Regular fertilization will promote new growth in your newly establishing hedges, and will help them fill in the gaps quicker.
Be careful not to over-fertilize, which can prove deadly for your shrubs. A fertilizer high in nitrogen, such as 10-8-8, will promote foliage growth. This will help your plants reach a larger size faster.
Formal Hedge and Screen Planting Instructions
Formal hedges often include plants like Boxwoods, Ilex, or Privet. Essentially any variety that can be trimmed into hard shapes.
First, determine the desired height of your shrub.
Next, place a stake about 1/3 of the mature width away from where the hedge will end.
Then, use the rule of thirds, and plant your shrubs 1/3 as far apart as your intended height. This may sound close, but that's exactly what this type of hedge is.
Example: If your hedge is going to be 5 feet tall, plant your shrubs about 1.7 feet apart. If they're going to be 9 feet tall, plant them 3 feet apart.
At this point, we recommend digging a ditch along your planting route. Running from your first plant to your last.
This ditch should be about twice as wide as the root ball of your plants, and just deep enough to where the root ball is slightly above the soil line.
Place your plants in the ditch, spaced appropriately.
Backfill the dirt around your plants. Afterwards, tamp it down with your hands, or the front of your foot.
Be careful to keep your plants spaced appropriately while you're doing this.
Apply mulch to encourage moisture retention. 2 inches of mulch is generally sufficient.
Water your new shrubs regularly to ensure that they establish themselves well.
Regular fertilization will promote new growth in your hedges, and will help them fill in more quickly.
Be careful not to over-fertilize, which will lead to the rapid expiration of your shrubs. A fertilizer high in nitrogen, such as 10-8-8, will promote foliage growth.
Privacy Tree Planting
Planting Privacy Trees is a bit different from planting shrubs. Spacing can vary considerably due to growth habit and root spread.
Like informal and formal shrubs, closer tree plantings will result in faster coverage. However, plant them too close and they may end up crowding each other out.
Listed below are some popular privacy trees and their minimum planting distances:
(Don't see your species listed above? We can help! Contact us)
After you've determined the appropriate spacing for your species, planting can be done in a similar fashion to either the informal or formal hedges.
Place a stake about half of the mature width away from where you want your screen to end.
From this first stake, measure the appropriate tree spacing distance, and place a second stake. Continue this until you have spanned the length of your planting location.

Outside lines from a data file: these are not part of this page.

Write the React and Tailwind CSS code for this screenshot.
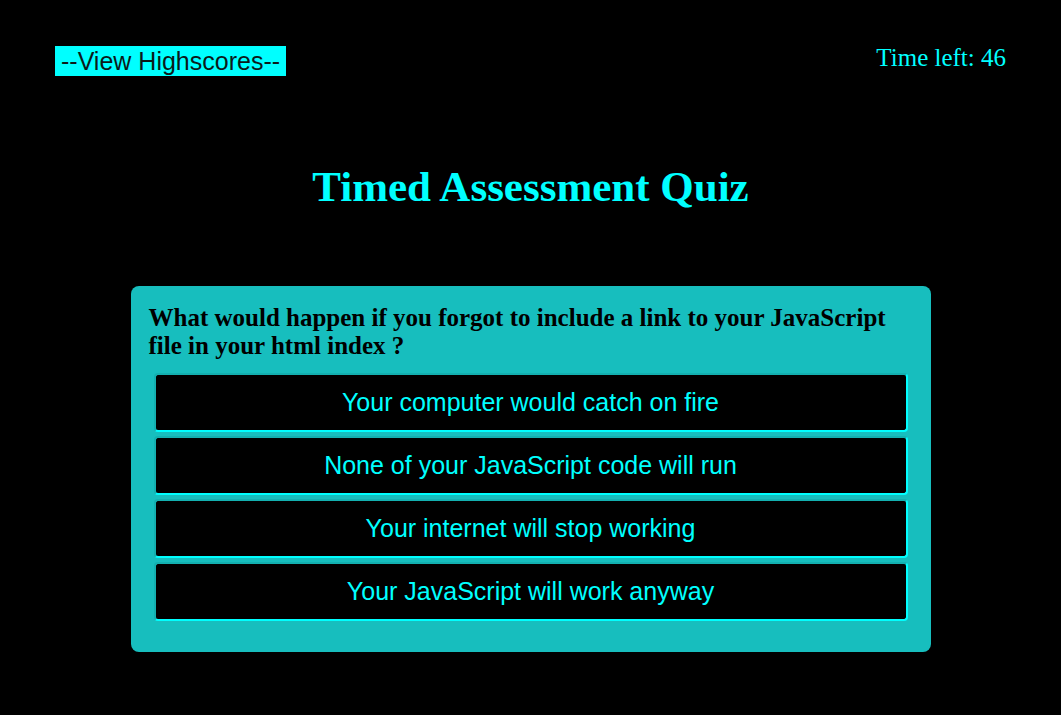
export default function App() {
  const choices = [
    "Your computer would catch on fire",
    "None of your JavaScript code will run",
    "Your internet will stop working",
    "Your JavaScript will work anyway",
  ];

  return (
    <div className="min-h-[715px] w-full bg-black font-['Liberation_Serif',serif]">
      <header className="flex items-start justify-between px-[55px] pt-[46px]">
        <a
          href="#"
          className="bg-[#00ffff] px-[6px] h-[30px] leading-[30px] text-[25px] text-[#0b1a1a] font-['Liberation_Sans',Arial,sans-serif]"
        >
          --View Highscores--
        </a>
        <p className="text-[#00ffff] text-[25px] leading-[24px]">Time left: 46</p>
      </header>

      <h1 className="mt-[86px] text-center text-[#00ffff] text-[43px] font-bold leading-[50px]">
        Timed Assessment Quiz
      </h1>

      <main className="mx-auto mt-[74px] w-[800px] rounded-[8px] bg-[#17bebe] px-[18px] pt-[18px] pb-[31px]">
        <h2 className="text-[25px] font-bold leading-[28px] text-black pr-[20px]">
          What would happen if you forgot to include a link to your JavaScript file in your html index ?
        </h2>
        <div className="mt-[13px] flex flex-col gap-[4px] px-[5px]">
          {choices.map((c) => (
            <button
              key={c}
              className="h-[59px] w-full rounded-[4px] border-2 border-t-[#13b0b0] border-l-[#13b0b0] border-b-[#00ffff] border-r-[#00ffff] bg-black text-[25px] text-[#00ffff] font-['Liberation_Sans',Arial,sans-serif]"
            >
              {c}
            </button>
          ))}
        </div>
      </main>
    </div>
  );
}
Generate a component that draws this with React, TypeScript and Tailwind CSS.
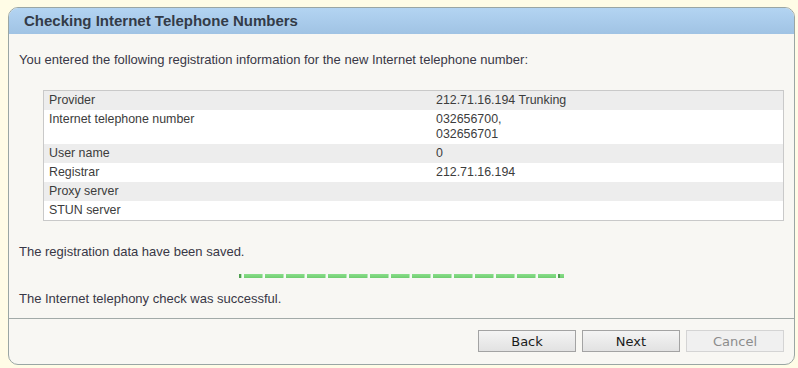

Dig a hole, or dig a trench.
We recommend a trench for closer plantings, and individual holes for further spacing.
Now that your trees are planted, water them regularly to ensure that they establish themselves well.
Mulch is important for long-term success.
Regular fertilization will promote new growth, and will help them fill in the gaps.
Err on the side of caution so you don't over-fertilize. A nitrogen-rich fertilizer, such as 10-8-8, will help to promote foliage growth.
Additional Hedge and Screen Planting Tips
If a formal hedge is your end game, trim off about half of the length of the new growth every year. This will encourage the plant to grow densely. It may take slightly longer to reach its mature size, but it'll look much fuller.
For a straight line, try staking your start and end spot first, and then run a piece of flagging tape or string across to keep your line as accurate as possible
To ensure your plants' success, provide winter protection during their first couple growing seasons.
A 4-5 inch layer of mulch will provide some insulation for the base of the plant.
A blanket or piece of burlap can be used over the top of the plant during hard freezes. Simply drape it over the plant and lay stones (or anything heavy enough to hold it in place) on the edges. Make sure it covers the entire plant. Then, remove it during the day to allow the plant to receive sunlight. Do this for the entirety of the hard freeze. It may seem like a pain, but nobody enjoys replacing hedge plants and starting over from scratch.
If you want your screen or hedge to fill in even faster, stagger your shrubs (shown by diagram below). This will take up more space, but is the best way to create a full hedge quickly. This works well with both trees and shrubs.
Remember that with a little prep work, your hedge and screen dreams can go off without a hitch!